To enable it, go to Settings > Update & Security > Recovery > Restart now, then choose Troubleshoot > Advanced options > UEFI Firmware Settings > Restart. In the BIOS, look for a setting labeled TPM State, AMD fTPM, Intel PTT, or Platform Trust Technology, and switch it on.
On some machines you may need a firmware refresh first; our Dell BIOS update guide shows the process on that brand. For a deeper eligibility walkthrough, see how to check if your PC can run Windows 11.
#The Three Ways to Upgrade
Microsoft offers three official routes. Pick the first one that’s available to you, since they get progressively more hands-on.
1. Windows Update (the safe default). If your PC is eligible, the upgrade is offered under Start > Settings > Update & Security > Windows Update. It’s the least likely to cause problems. If it stalls, clear the cache via how to delete Windows Update files completely.
2. Windows 11 Installation Assistant. This app upgrades an eligible PC that hasn’t been offered the update yet. Microsoft recommends waiting for the Windows Update offer first, but the Assistant works if you’d rather not wait. Run it; if your device passes the hardware check, it installs while keeping your files and apps, which makes it the natural second choice when Windows Update hasn’t surfaced the upgrade on its own schedule yet.
3. Installation media (ISO or Media Creation Tool). This builds a bootable USB or ISO, normally for clean installs on a blank PC, though it can also run an in-place upgrade. Reach for it only when the first two routes won’t run, since it’s the most hands-on of the three and the easiest to get wrong if you boot from the wrong drive.

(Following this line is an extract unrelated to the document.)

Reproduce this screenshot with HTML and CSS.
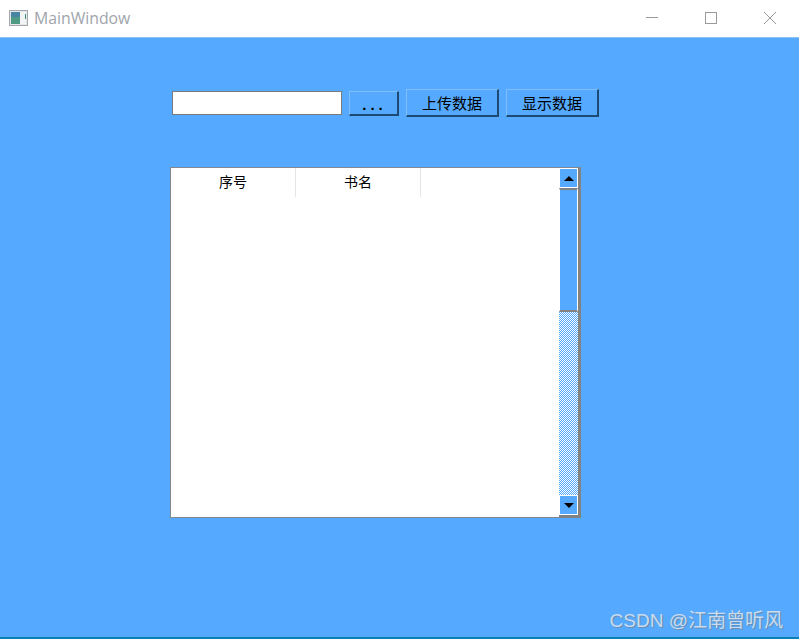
FILE: index.html
```html
<!DOCTYPE html>
<html lang="en">
<head>
    <meta charset="UTF-8">
    <meta name="viewport" content="width=device-width, initial-scale=1.0">
    <title>MainWindow</title>
    <link rel="stylesheet" href="styles.css">
</head>
<body>
    <div class="titlebar">
        <svg class="app-icon" width="19" height="16" viewBox="0 0 19 16">
            <rect x="0.5" y="0.5" width="18" height="15" fill="#e4e6e8" stroke="#a4a8ae"/>
            <rect x="2" y="2" width="9" height="12" fill="#4f9a84"/>
            <rect x="2" y="2" width="9" height="5" fill="#4a84a4"/>
            <rect x="11" y="2" width="6" height="12" fill="#f2f3f3"/>
            <rect x="16" y="4" width="1" height="5" fill="#3f8f7c"/>
        </svg>
        <span class="title">MainWindow</span>
        <div class="window-controls">
            <svg class="ctl" width="12" height="12" viewBox="0 0 12 12"><path d="M0 5.5H12" stroke="#9a9a9a" fill="none"/></svg>
            <svg class="ctl" width="12" height="12" viewBox="0 0 12 12"><rect x="0.5" y="0.5" width="11" height="11" stroke="#9a9a9a" fill="none"/></svg>
            <svg class="ctl" width="12" height="12" viewBox="0 0 12 12"><path d="M0 0L12 12M12 0L0 12" stroke="#9a9a9a" fill="none"/></svg>
        </div>
    </div>

    <div class="content">
        <div class="toolbar">
            <input type="text" class="path-input">
            <button class="btn btn-small">...</button>
            <button class="btn">上传数据</button>
            <button class="btn">显示数据</button>
        </div>

        <div class="table">
            <div class="table-main">
                <div class="table-head">
                    <div class="head-cell">序号</div>
                    <div class="head-cell">书名</div>
                </div>
            </div>
            <div class="scrollbar">
                <div class="scroll-btn"><span class="arrow-up"></span></div>
                <div class="scroll-thumb"></div>
                <div class="scroll-track"></div>
                <div class="scroll-btn"><span class="arrow-down"></span></div>
            </div>
        </div>
    </div>

    <div class="watermark">CSDN @江南曾听风</div>
</body>
</html>
```
FILE: styles.css
```css
html, body {
    height: 100%;
}
body {
    margin: 0;
    padding: 0;
    height: 639px;
    overflow: hidden;
    background: #55aaff;
    border-bottom: 2px solid #0a80b4;
    box-sizing: border-box;
    position: relative;
    font-family: "Liberation Sans", "Noto Sans CJK SC", sans-serif;
    font-size: 14px;
    color: black;
}
.titlebar {
    height: 37px;
    background: white;
    display: flex;
    align-items: center;
    padding-left: 9px;
    border-bottom: 1px solid #8fc4f5;
    box-sizing: content-box;
}
.app-icon {
    margin-right: 6px;
    margin-top: -2px;
}
.title {
    font-family: "Open Sans", "Noto Sans", sans-serif;
    font-size: 15.8px;
    color: #a0a4ac;
    margin-top: -1px;
}
.window-controls {
    margin-left: auto;
    display: flex;
    gap: 47px;
    padding-right: 23px;
    margin-top: -2px;
}
.ctl {
    display: block;
}

.content {
    padding: 51px 0 0 170px;
}
.toolbar {
    display: flex;
    align-items: center;
    height: 28px;
    padding-left: 2px;
}
.path-input {
    width: 170px;
    height: 24px;
    box-sizing: border-box;
    border: 1px solid #7a7a7a;
    background: white;
    margin: 0;
    padding: 0;
    outline: none;
}
.btn {
    width: 93px;
    height: 28px;
    box-sizing: border-box;
    margin: 0 0 0 7px;
    padding: 0;
    background: #55aaff;
    border: 1px solid;
    border-color: #7fbfff #1d4a75 #1d4a75 #7fbfff;
    border-right-width: 2px;
    border-bottom-width: 2px;
    font-family: "Noto Sans CJK SC", sans-serif;
    font-size: 15px;
    color: black;
}
.btn-small {
    width: 50px;
    height: 25px;
    font-family: "Liberation Sans", sans-serif;
    font-weight: bold;
    letter-spacing: 4px;
    padding: 3px 0 0 2px;
}

.table {
    margin-top: 50px;
    width: 411px;
    height: 351px;
    box-sizing: border-box;
    border: 1px solid #828790;
    background: white;
    display: flex;
}
.table-main {
    flex: 1;
}
.table-head {
    display: flex;
    height: 29px;
}
.head-cell {
    width: 125px;
    box-sizing: border-box;
    border-right: 1px solid #e5e5e5;
    text-align: center;
    line-height: 27px;
    font-family: "Noto Sans CJK SC", sans-serif;
    font-size: 14px;
}
.scrollbar {
    width: 22px;
    margin-right: -1px;
    margin-bottom: -1px;
    display: flex;
    flex-direction: column;
    border-right: 3px solid #828282;
    border-bottom: 3px solid #828282;
    box-sizing: border-box;
}
.scroll-btn {
    height: 20px;
    flex: none;
    background: #55aaff;
    border: 1px solid white;
    box-sizing: border-box;
    display: flex;
    align-items: center;
    justify-content: center;
}
.arrow-up, .arrow-down {
    width: 0;
    height: 0;
    border-left: 5px solid transparent;
    border-right: 5px solid transparent;
}
.arrow-up {
    border-bottom: 5px solid black;
}
.arrow-down {
    border-top: 5px solid black;
}
.scroll-thumb {
    height: 124px;
    flex: none;
    background: #55aaff;
    border: 1px solid white;
    border-top: 2px solid #828282;
    border-bottom: 2px solid #828282;
    box-sizing: border-box;
}
.scroll-track {
    flex: 1;
    background: conic-gradient(white 25%, #55aaff 0 50%, white 0 75%, #55aaff 0) 0 0 / 2px 2px;
}

.watermark {
    position: absolute;
    right: 16px;
    bottom: 5px;
    font-family: "Liberation Sans", "Noto Sans CJK SC", sans-serif;
    font-size: 19px;
    color: #c9dcf0;
    text-shadow: 1px 1px 1px #6d8aa8;
}
```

According to Microsoft’s “ways to install Windows 11” page, in-place upgrades preserve apps and data most of the time. The phrase “most of the time” is exactly why a verified backup matters before you commit to any of these three routes.
#Back Up Your Files Before You Start
An in-place upgrade through any of the three routes keeps your apps, settings, and files. The key word is “should,” because upgrades occasionally fail mid-process, and a power cut or a disk error at the wrong moment can leave you with a half-installed system and no easy way back.
Back up before you start. Copy your important folders to an external drive or a cloud service like OneDrive. Don’t skip this just because the upgrade is supposed to be non-destructive.
If something does go wrong and you need to start fresh while keeping personal files, our guide on how to factory reset Windows 11 and keep your files walks the recovery path. Most people never need it, but the backup and that guide are your safety net.
#What to Do if Your PC Isn’t Eligible
If PC Health Check flags a CPU that isn’t on Microsoft’s list or a board with no TPM at all, the official upgrade is blocked. Microsoft’s stance is clear: stay on Windows 10 rather than force an unsupported install.
You still have practical options. Enroll in the consumer ESU program to keep getting security updates through October 2026, which buys planning time. On some desktops you can fit a discrete TPM module or enable fTPM in firmware to convert an ineligible board into an eligible one. And when neither works, a newer Windows 11-ready PC is the long-term answer.
Forcing Windows 11 onto unsupported hardware with registry tweaks is possible, but Microsoft doesn’t support it and updates aren’t guaranteed to work. We’d skip that route for any PC you rely on daily.
#Bottom Line
If PC Health Check gives you a green light, upgrade through Windows Update first; it’s the route Microsoft tuned for your machine. Back up your files beforehand even though an in-place upgrade keeps them, because the rare failure isn’t worth the risk. If your PC isn’t eligible, don’t force an unsupported install. Enroll in ESU to stay patched through October 2026 and plan a hardware path from there.
#Frequently Asked Questions
Is the Windows 11 upgrade still free?
Yes. The upgrade from a licensed Windows 10 install to Windows 11 is free for eligible PCs, with no separate purchase if your existing Windows 10 is genuine. You just need the hardware to meet the requirements, including TPM 2.0 and a supported CPU.
Can I upgrade if my PC fails the TPM 2.0 check?
Often, yes. Many PCs have TPM 2.0 present but disabled in BIOS, so enabling it in the UEFI firmware settings flips a failing check to passing. If the chip is truly absent or your CPU isn’t on Microsoft’s supported list, the official path is blocked, and Microsoft recommends staying on Windows 10 rather than forcing an unsupported install.
How long does the Windows 11 upgrade take?
Plan for 1 to 2 hours on most machines. A faster SSD and a fully patched Windows 10 baseline both shorten it.
What happens to Windows 10 after October 2025?
Your PC keeps running, but it no longer gets security updates, feature updates, or technical support from Microsoft. Over time that makes it more vulnerable to malware and incompatible with newer software. The consumer ESU program can extend security updates through October 2026 as a temporary bridge.
Should I do a clean install or an in-place upgrade?
For most people, an in-place upgrade is better because it keeps your apps, settings, and files. A clean install gives you a fresh start with no clutter, but you reinstall everything and restore data afterward. Choose it only if your current Windows 10 is already unstable.
Can I roll back to Windows 10 if I don’t like Windows 11?
Yes, within 10 days of upgrading. Windows keeps a recovery copy and lets you go back through Settings > System > Recovery. After 10 days, the old files are deleted to reclaim space.